● **MATERIAL**:
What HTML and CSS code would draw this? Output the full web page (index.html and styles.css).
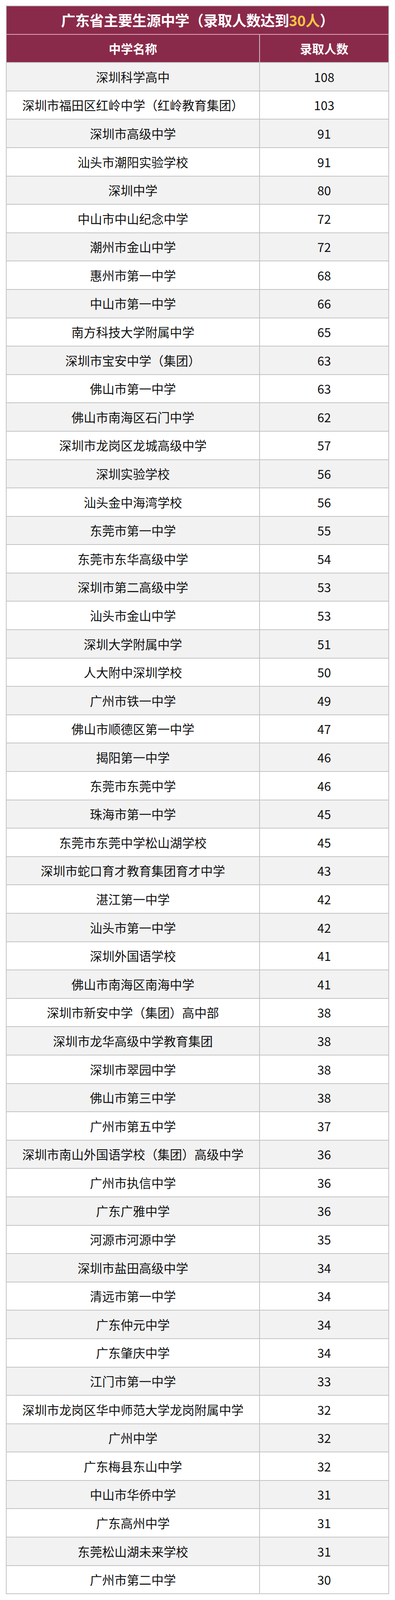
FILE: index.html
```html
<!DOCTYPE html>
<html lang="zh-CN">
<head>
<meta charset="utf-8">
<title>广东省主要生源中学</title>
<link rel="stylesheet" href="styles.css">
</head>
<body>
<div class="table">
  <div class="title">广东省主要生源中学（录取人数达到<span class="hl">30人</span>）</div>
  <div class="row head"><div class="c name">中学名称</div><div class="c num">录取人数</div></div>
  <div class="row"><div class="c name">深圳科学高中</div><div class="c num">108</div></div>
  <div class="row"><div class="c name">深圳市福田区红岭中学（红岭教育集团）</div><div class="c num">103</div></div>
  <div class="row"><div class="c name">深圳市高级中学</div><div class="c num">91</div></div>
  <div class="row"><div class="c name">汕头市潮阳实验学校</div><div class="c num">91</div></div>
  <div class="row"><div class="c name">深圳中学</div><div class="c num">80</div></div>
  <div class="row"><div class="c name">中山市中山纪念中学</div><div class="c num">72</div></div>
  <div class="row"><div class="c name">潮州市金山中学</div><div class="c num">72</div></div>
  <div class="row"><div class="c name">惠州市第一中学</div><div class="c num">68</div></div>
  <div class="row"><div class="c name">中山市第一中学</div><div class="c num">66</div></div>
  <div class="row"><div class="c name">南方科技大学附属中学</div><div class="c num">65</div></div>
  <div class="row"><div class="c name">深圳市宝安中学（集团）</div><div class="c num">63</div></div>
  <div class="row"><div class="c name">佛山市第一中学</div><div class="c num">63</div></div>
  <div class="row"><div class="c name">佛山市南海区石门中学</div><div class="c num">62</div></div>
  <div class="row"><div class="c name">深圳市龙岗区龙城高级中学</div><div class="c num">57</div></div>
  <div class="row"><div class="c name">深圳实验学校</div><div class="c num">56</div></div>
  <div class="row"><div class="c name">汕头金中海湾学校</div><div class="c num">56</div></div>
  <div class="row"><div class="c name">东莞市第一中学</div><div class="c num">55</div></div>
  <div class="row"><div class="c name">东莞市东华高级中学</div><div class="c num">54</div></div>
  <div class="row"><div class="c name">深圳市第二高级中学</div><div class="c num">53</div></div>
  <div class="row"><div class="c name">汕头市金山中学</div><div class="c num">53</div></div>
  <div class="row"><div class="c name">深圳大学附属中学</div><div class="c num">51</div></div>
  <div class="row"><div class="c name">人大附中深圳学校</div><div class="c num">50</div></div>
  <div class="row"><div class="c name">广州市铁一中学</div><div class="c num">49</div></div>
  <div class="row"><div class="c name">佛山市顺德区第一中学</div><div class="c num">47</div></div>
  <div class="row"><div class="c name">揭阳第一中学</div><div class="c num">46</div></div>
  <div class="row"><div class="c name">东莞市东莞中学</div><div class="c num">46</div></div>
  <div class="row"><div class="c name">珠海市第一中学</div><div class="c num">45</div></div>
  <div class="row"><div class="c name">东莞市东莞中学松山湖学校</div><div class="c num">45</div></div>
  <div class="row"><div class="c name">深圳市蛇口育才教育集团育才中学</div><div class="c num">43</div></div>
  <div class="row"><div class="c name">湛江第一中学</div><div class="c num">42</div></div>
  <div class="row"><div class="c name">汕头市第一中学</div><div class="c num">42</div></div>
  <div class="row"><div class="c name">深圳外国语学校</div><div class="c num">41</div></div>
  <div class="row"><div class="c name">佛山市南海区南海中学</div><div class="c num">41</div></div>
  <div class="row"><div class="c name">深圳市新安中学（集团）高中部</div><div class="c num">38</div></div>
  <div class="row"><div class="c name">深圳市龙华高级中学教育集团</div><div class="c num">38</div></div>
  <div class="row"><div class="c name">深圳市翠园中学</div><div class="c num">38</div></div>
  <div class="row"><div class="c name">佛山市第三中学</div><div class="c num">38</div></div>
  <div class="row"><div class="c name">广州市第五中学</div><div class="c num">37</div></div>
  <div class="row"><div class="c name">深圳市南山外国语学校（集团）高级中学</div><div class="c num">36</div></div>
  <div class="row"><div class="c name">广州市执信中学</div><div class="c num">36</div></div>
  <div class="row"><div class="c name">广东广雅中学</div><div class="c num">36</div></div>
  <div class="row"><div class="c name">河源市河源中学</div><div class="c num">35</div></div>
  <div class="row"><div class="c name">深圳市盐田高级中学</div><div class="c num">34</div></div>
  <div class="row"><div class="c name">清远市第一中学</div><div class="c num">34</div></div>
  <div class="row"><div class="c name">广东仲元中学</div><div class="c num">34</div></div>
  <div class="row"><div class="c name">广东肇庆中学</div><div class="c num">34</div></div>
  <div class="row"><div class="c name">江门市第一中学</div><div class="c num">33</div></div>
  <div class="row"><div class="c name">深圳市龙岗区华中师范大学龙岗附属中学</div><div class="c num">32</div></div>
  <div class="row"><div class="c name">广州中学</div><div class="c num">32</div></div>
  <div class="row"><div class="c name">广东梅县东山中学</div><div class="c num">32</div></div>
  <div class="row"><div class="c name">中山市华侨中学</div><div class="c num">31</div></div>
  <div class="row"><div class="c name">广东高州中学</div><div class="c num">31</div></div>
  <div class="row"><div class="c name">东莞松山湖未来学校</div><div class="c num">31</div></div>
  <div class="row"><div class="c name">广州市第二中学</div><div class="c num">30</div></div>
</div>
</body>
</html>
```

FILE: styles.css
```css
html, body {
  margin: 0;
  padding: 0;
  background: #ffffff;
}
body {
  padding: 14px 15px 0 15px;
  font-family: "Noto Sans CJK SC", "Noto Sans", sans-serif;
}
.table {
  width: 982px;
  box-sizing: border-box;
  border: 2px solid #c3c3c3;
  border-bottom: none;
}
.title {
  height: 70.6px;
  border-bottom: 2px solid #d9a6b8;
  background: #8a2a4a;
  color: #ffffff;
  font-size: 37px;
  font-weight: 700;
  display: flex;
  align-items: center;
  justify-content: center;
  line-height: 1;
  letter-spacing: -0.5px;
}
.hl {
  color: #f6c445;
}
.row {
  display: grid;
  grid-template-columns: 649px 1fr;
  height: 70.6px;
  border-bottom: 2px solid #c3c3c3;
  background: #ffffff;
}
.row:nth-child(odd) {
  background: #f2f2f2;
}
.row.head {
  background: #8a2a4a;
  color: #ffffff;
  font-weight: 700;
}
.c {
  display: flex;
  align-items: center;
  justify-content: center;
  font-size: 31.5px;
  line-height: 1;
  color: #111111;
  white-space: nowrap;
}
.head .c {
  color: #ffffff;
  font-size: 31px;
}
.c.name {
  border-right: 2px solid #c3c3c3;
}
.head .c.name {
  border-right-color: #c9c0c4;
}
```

● **TASK DETAILS**: Set out every line from the material that contains the string "styles".

● **COMPLETED TASK**:
What HTML and CSS code would draw this? Output the full web page (index.html and styles.css).
<link rel="stylesheet" href="styles.css">
FILE: styles.css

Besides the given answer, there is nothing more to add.